== Required work ==
Out of the lines below, please list those that hold the string "index".

== Supplied data ==
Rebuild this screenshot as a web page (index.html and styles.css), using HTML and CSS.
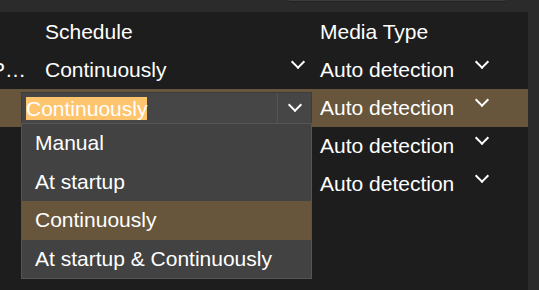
FILE: index.html
```html
<!DOCTYPE html>
<html lang="en">
  <head>
    <meta charset="UTF-8"/>
    <meta name="viewport" content="width=device-width, initial-scale=1.0">
    <link rel="stylesheet" href="styles.css">
    <title>Schedule</title>
  </head>
  <body>
    <div class="topBar">
      <div class="topBar_field"></div>
    </div>
    <div class="panel">
      <div class="grid">
        <div class="cell cell_head"></div>
        <div class="cell cell_head">Schedule</div>
        <div class="cell cell_head">Media Type</div>
        <div class="cell cell_head"></div>

        <div class="cell cell_clip"><span>RTSP…</span></div>
        <div class="cell">Continuously<span class="chevron"></span></div>
        <div class="cell">Auto detection<span class="chevron"></span></div>
        <div class="cell"></div>

        <div class="cell row_selected"></div>
        <div class="cell row_selected"></div>
        <div class="cell row_selected">Auto detection<span class="chevron"></span></div>
        <div class="cell row_selected"></div>

        <div class="cell"></div>
        <div class="cell"></div>
        <div class="cell">Auto detection<span class="chevron"></span></div>
        <div class="cell"></div>

        <div class="cell"></div>
        <div class="cell"></div>
        <div class="cell">Auto detection<span class="chevron"></span></div>
        <div class="cell"></div>
      </div>

      <div class="comboEditor">
        <div class="comboEditor_text"><span class="comboEditor_selection">Continuously</span></div>
        <div class="comboEditor_button"><span class="chevron"></span></div>
      </div>
      <ul class="comboList">
        <li class="comboList_item">Manual</li>
        <li class="comboList_item">At startup</li>
        <li class="comboList_item comboList_item_active">Continuously</li>
        <li class="comboList_item">At startup &amp; Continuously</li>
      </ul>
    </div>
  </body>
</html>
```

FILE: styles.css
```css
body {
  margin: 0;
  background-color: rgb(43, 43, 43);
  font-family: "Liberation Sans", Arial, sans-serif;
  font-size: 21px;
  color: white;
  overflow: hidden;
}

.topBar {
  height: 12px;
}
  .topBar_field {
    margin-left: 289px;
    width: 216px;
    height: 1px;
    background-color: rgb(62, 62, 62);
    border-bottom: 1px solid rgb(35, 35, 35);
  }

.panel {
  position: relative;
  width: 528px;
  height: 278px;
  background-color: rgb(29, 29, 29);
}

.grid {
  display: grid;
  grid-template-columns: 33px 277px 190px 1fr;
  grid-template-rows: 39px 38px 38px 38px 38px;
}
  .cell {
    display: flex;
    align-items: center;
    justify-content: space-between;
    white-space: nowrap;
    line-height: 24px;
  }
  .cell:nth-child(4n+2) {
    padding: 0 4px 0 12px;
  }
  .cell:nth-child(4n+3) {
    padding: 0 10px 0 10px;
  }
  .cell_head {
    padding-bottom: 4px;
  }
  .cell_clip {
    justify-content: flex-end;
    overflow: hidden;
    padding-right: 7px;
  }
  .row_selected {
    background-color: rgb(103, 86, 59);
  }

.chevron {
  flex: none;
  width: 8px;
  height: 8px;
  margin: 0 3px 0 0;
  border-right: 2.5px solid white;
  border-bottom: 2.5px solid white;
  transform: translateY(-8px) rotate(45deg);
}

.comboEditor {
  position: absolute;
  left: 21px;
  top: 80px;
  width: 291px;
  height: 32px;
  box-sizing: border-box;
  display: flex;
  background-color: rgb(70, 70, 70);
  border: 1px solid rgb(60, 60, 60);
}
  .comboEditor_text {
    flex: 1;
    display: flex;
    align-items: center;
    padding-left: 4px;
  }
  .comboEditor_selection {
    background-color: rgb(255, 196, 110);
    line-height: 23px;
  }
  .comboEditor_button {
    width: 33px;
    display: flex;
    align-items: center;
    justify-content: center;
    border-left: 1px solid rgb(84, 84, 84);
  }
  .comboEditor_button .chevron {
    margin: 0;
    transform: translateY(-3px) rotate(45deg);
  }

.comboList {
  position: absolute;
  left: 21px;
  top: 111px;
  width: 291px;
  box-sizing: border-box;
  margin: 0;
  padding: 0;
  list-style: none;
  background-color: rgb(66, 66, 66);
  border: 1px solid rgb(85, 85, 85);
}
  .comboList_item {
    height: 38.5px;
    line-height: 38.5px;
    padding-left: 13px;
    white-space: nowrap;
  }
  .comboList_item_active {
    background-color: rgb(103, 86, 59);
  }
```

== Task result ==
Rebuild this screenshot as a web page (index.html and styles.css), using HTML and CSS.
FILE: index.html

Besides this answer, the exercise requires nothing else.